Welcome back to Endor. It’s been a few months since my last entry, proffered up to the fates for neither love nor money, and it’s good to be back. The decision to take my blog offline was tempered by shifting moods and an accoutrement of manic states. I left Facebook for the same reason. It was not a reactionist statement as some people have ventured; I just got tired of it. Social networking has its merit and I’d be a hypocrite to negate its virtues, but I think it takes a certain personality to do it without the uric acid reaching your head or antagonising somebody about something and getting into a tailspin about it. I opt out. Writing a blog is different; it feels more sincere. It’s like flowing with the sinuous cascade of an expression that is as natural to me as breathing is to you. Weaving words on a spindle is not unlike a song of larks carried softly over salt seas, until it reaches the summerlands beyond our guile or recollection. But I need no recollection of how good this feels, it is imbibed in my blood.
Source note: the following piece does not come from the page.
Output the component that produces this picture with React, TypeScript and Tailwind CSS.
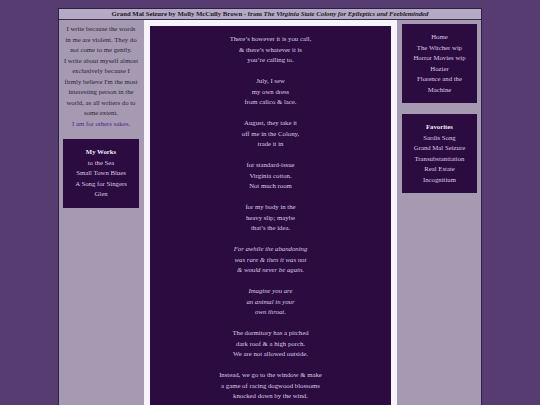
import React from "react";

const stanzas: { lines: string[]; italic?: boolean }[] = [
  { lines: ["There’s however it is you call,", "& there’s whatever it is", "you’re calling to."] },
  { lines: ["July, I sew", "my own dress", "from calico & lace."] },
  { lines: ["August, they take it", "off me in the Colony,", "trade it in"] },
  { lines: ["for standard-issue", "Virginia cotton.", "Not much room"] },
  { lines: ["for my body in the", "heavy slip; maybe", "that’s the idea."] },
  { lines: ["For awhile the abandoning", "was rare & then it was not", "& would never be again."], italic: true },
  { lines: ["Imagine you are", "an animal in your", "own throat."], italic: true },
  { lines: ["The dormitory has a pitched", "dark roof & a high porch.", "We are not allowed outside."] },
  { lines: ["Instead, we go to the window & make", "a game of racing dogwood blossoms", "knocked down by the wind."] },
];

const intro = [
  "I write because the words",
  "in me are violent. They do",
  "not come to me gently.",
  "I write about myself almost",
  "exclusively because I",
  "firmly believe I'm the most",
  "interesting person in the",
  "world, as all writers do to",
  "some extent.",
];

function Box({ title, items, className }: { title?: string; items: string[]; className?: string }) {
  return (
    <div className={"bg-[#2b0b40] text-[#dcc9e6] text-center py-[8px] " + (className ?? "")}>
      {title && <div className="font-bold text-[#f1e8f6]">{title}</div>}
      {items.map((t, i) => (
        <div key={i}>{t}</div>
      ))}
    </div>
  );
}

export default function App() {
  return (
    <div
      className="min-h-[405px] bg-[#563c70] pt-[8px] text-[6.75px] leading-[10.5px]"
      style={{ fontFamily: '"Liberation Serif", "Times New Roman", serif' }}
    >
      <div className="mx-auto w-[424px] border border-[#2e2040] bg-[#a699b2]">
        <div className="bg-[#b5aac5] border-b border-[#3a2c4c] text-center font-bold text-[#1c1626] h-[11px]">
          Grand Mal Seizure by Molly McCully Brown - from{" "}
          <i>The Virginia State Colony for Epileptics and Feebleminded</i>
        </div>
        <div className="flex items-stretch">
          <div className="w-[85px] shrink-0 pt-[4px] pl-[4px] pr-[5px] text-center text-[#2a2535]">
            {intro.map((t, i) => (
              <div key={i}>{t}</div>
            ))}
            <div className="text-[#48288a]">I am for others sakes.</div>
            <Box
              className="mt-[10px] pb-[8px]"
              title="My Works"
              items={["to the Sea", "Small Town Blues", "A Song for Singers", "Glen"]}
            />
          </div>
          <div className="w-[253px] shrink-0 bg-[#f8f4fb] p-[6px]">
            <div className="bg-[#2b0b40] text-[#dcc9e6] text-center pt-[8px] pb-[9px]">
              {stanzas.map((s, i) => (
                <div key={i} className={(s.italic ? "italic " : "") + (i > 0 ? "mt-[10.5px]" : "")}>
                  {s.lines.map((l, j) => (
                    <div key={j}>{l}</div>
                  ))}
                </div>
              ))}
            </div>
          </div>
          <div className="w-[84px] shrink-0 pt-[4px] pl-[5px] pr-[4px]">
            <Box items={["Home", "The Witcher wip", "Horror Movies wip", "Hozier", "Florence and the", "Machine"]} />
            <Box
              className="mt-[11px]"
              title="Favorites"
              items={["Sardis Song", "Grand Mal Seizure", "Transubstantiation", "Real Estate", "Incognitium"]}
            />
          </div>
        </div>
      </div>
    </div>
  );
}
So what have I been up to? Well, in October I became the editor of a quarterly magazine about nature-based spirituality, cultural history and esoterica. It is taking up a lot of my time but I’ve been enjoying it tremendously. Other than that I’ve been busy with my job and a host of other personal engagements. One of them is finally letting go of a fifteen year old habit. I don’t wish to share the exact nature of the addiction, but suffice it to say that it is not an illegal narcotic, nor is it alcohol or nicotine. I have been able to function normally without displaying any outwardly perturbing symptoms but the damage it has done to my physical and mental wellbeing over the years has been serious. I have been abusing this “drug” to varying degrees of severity and consequence since 1998 and have never discussed it with anyone. Does it actually matter what it is? I don’t think so, a habit is a habit is a habit. The bottom line is that I have managed to kick it, and this has given me insurmountable strength.
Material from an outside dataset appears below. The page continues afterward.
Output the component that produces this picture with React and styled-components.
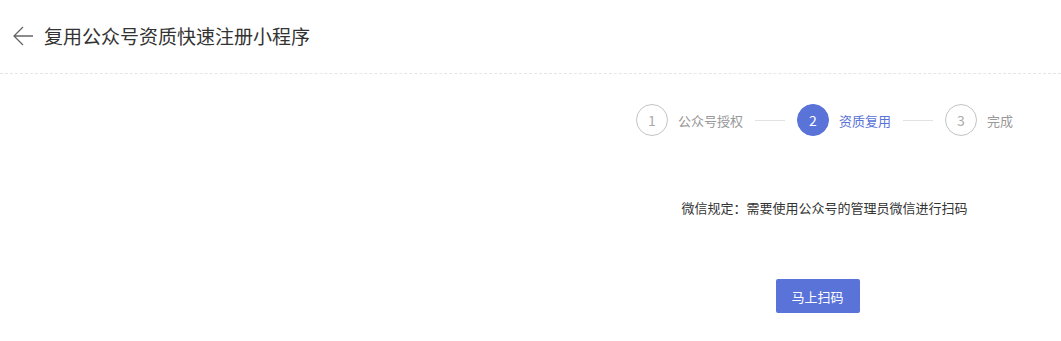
import React from "react";
import styled, { createGlobalStyle } from "styled-components";

const GlobalStyle = createGlobalStyle`
  html, body {
    margin: 0;
    padding: 0;
    background: #fff;
    font-family: "Noto Sans CJK SC", "Noto Sans", sans-serif;
  }
`;

const Page = styled.div`
  width: 1061px;
  height: 341px;
  overflow: hidden;
`;

const Header = styled.div`
  display: flex;
  align-items: center;
  height: 74px;
  padding-left: 11px;
  border-bottom: 1px dashed #e6e6e6;
  box-sizing: border-box;
  padding-bottom: 2px;
`;

const BackButton = styled.button`
  display: flex;
  align-items: center;
  justify-content: center;
  width: 24px;
  height: 24px;
  padding: 0;
  margin-right: 9px;
  border: none;
  background: none;
  cursor: pointer;
`;

const Title = styled.h1`
  margin: 0;
  font-size: 19px;
  font-weight: 400;
  color: #333;
`;

const Body = styled.div`
  display: flex;
`;

const LeftPane = styled.div`
  flex: 1;
`;

const RightPane = styled.div`
  width: 487px;
  display: flex;
  flex-direction: column;
  align-items: center;
`;

const Steps = styled.div`
  align-self: stretch;
  display: flex;
  align-items: center;
  justify-content: flex-end;
  padding: 30px 48px 0 0;
`;

const Step = styled.div`
  display: flex;
  align-items: center;
  gap: 10px;
`;

const Circle = styled.span`
  width: 32px;
  height: 32px;
  box-sizing: border-box;
  border-radius: 50%;
  display: flex;
  align-items: center;
  justify-content: center;
  font-size: 14px;
  border: 1px solid ${(p) => (p.$active ? "#5a73d8" : "#c4c4c4")};
  background: ${(p) => (p.$active ? "#5a73d8" : "#fff")};
  color: ${(p) => (p.$active ? "#fff" : "#aaa")};
`;

const StepLabel = styled.span`
  font-size: 13px;
  color: ${(p) => (p.$active ? "#5a73d8" : "#999")};
`;

const Connector = styled.span`
  width: 30px;
  height: 1px;
  background: #e2e2e2;
  margin: 0 12px;
`;

const Notice = styled.p`
  margin: 62px 0 0 14px;
  font-size: 13px;
  color: #333;
`;

const ScanButton = styled.button`
  margin-top: 62px;
  width: 84px;
  height: 34px;
  border: none;
  border-radius: 2px;
  background: #5a73d8;
  color: #fff;
  font-family: inherit;
  font-size: 13px;
  cursor: pointer;
`;

const steps = [
  { n: 1, label: "公众号授权" },
  { n: 2, label: "资质复用", active: true },
  { n: 3, label: "完成" },
];

export default function App() {
  return (
    <Page>
      <GlobalStyle />
      <Header>
        <BackButton aria-label="返回">
          <svg width="22" height="22" viewBox="0 0 22 22" fill="none" stroke="#666" strokeWidth="1.3">
            <path d="M21 11H2M11 2L2 11l9 9" />
          </svg>
        </BackButton>
        <Title>复用公众号资质快速注册小程序</Title>
      </Header>
      <Body>
        <LeftPane />
        <RightPane>
          <Steps>
            {steps.map((s, i) => (
              <React.Fragment key={s.n}>
                {i > 0 && <Connector />}
                <Step>
                  <Circle $active={s.active}>{s.n}</Circle>
                  <StepLabel $active={s.active}>{s.label}</StepLabel>
                </Step>
              </React.Fragment>
            ))}
          </Steps>
          <Notice>微信规定：需要使用公众号的管理员微信进行扫码</Notice>
          <ScanButton>马上扫码</ScanButton>
        </RightPane>
      </Body>
    </Page>
  );
}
I cannot tell you how empowering it feels to stare down an addition and realise that it no longer holds sway over your life. That you can chart your own journey without fuelling a gaping scream that only sophistry and ritual can end. Like an object devouring a subject until all light is extinguished, this is what addiction feels like. It doesn’t matter, truly, whether you are addicted to pills, booze, sex, food or gambling; the hold it has over you is tantamount to a death grip. So, how did I manage to triumph over the indomitable? I wish I could cite an epiphany, book or guru for this, because then at least I would have something tangible to refer back to when the void beckons and the urge to medicate overtakes; but the truth is rather wraithlike and uninspiring in its simplicity. I noticed that some of the physical effects of my addiction were probably irreparable and this scared the hell out of me. I did some research, realised that I was teetering close to the brink of medical intervention, and that was it. It was enough to break the spell.
I told you it was uninspiring.
But then life isn’t a Hollywood film. Sometimes all it takes is a few quiet moments of introspection and worlds collide. The fates intercede, decisions are made and lives are changed, forever. It has been a few weeks since my last “fix”, and while I’ve had a few moments of vacillation where I peered the great divide between victory and purgatory, I haven’t crossed it. I am—please allow me this cliché—a new person. Not changed. Do people ever really change? Like really change? I’m not convinced of that (in spite of what I say here). But stuff happens to us that sharpens our perspective and provides a monocle through which new horizons are glimpsed. And that’s when realisation hits; it is never too late to be what you might have been.
Meanwhile, back at the farm, life’s good. I’ve discovered French and German realism to balance my obsessive affinity with all things Dostoyevsky. I’m listening to a lot of 80s rock which is always a surefire sign that things are going well in my life. I’ve rekindled old friendships and made new ones. I’ve a brand new leather sofa and it kicks ass. I found my signature fragrance after years of two-timing Christian Dior with another Frenchman. I could regale you with plenty of other anecdotes, some commonplace and some less so, but the bottom line is that I’m back. And I’m here to stay.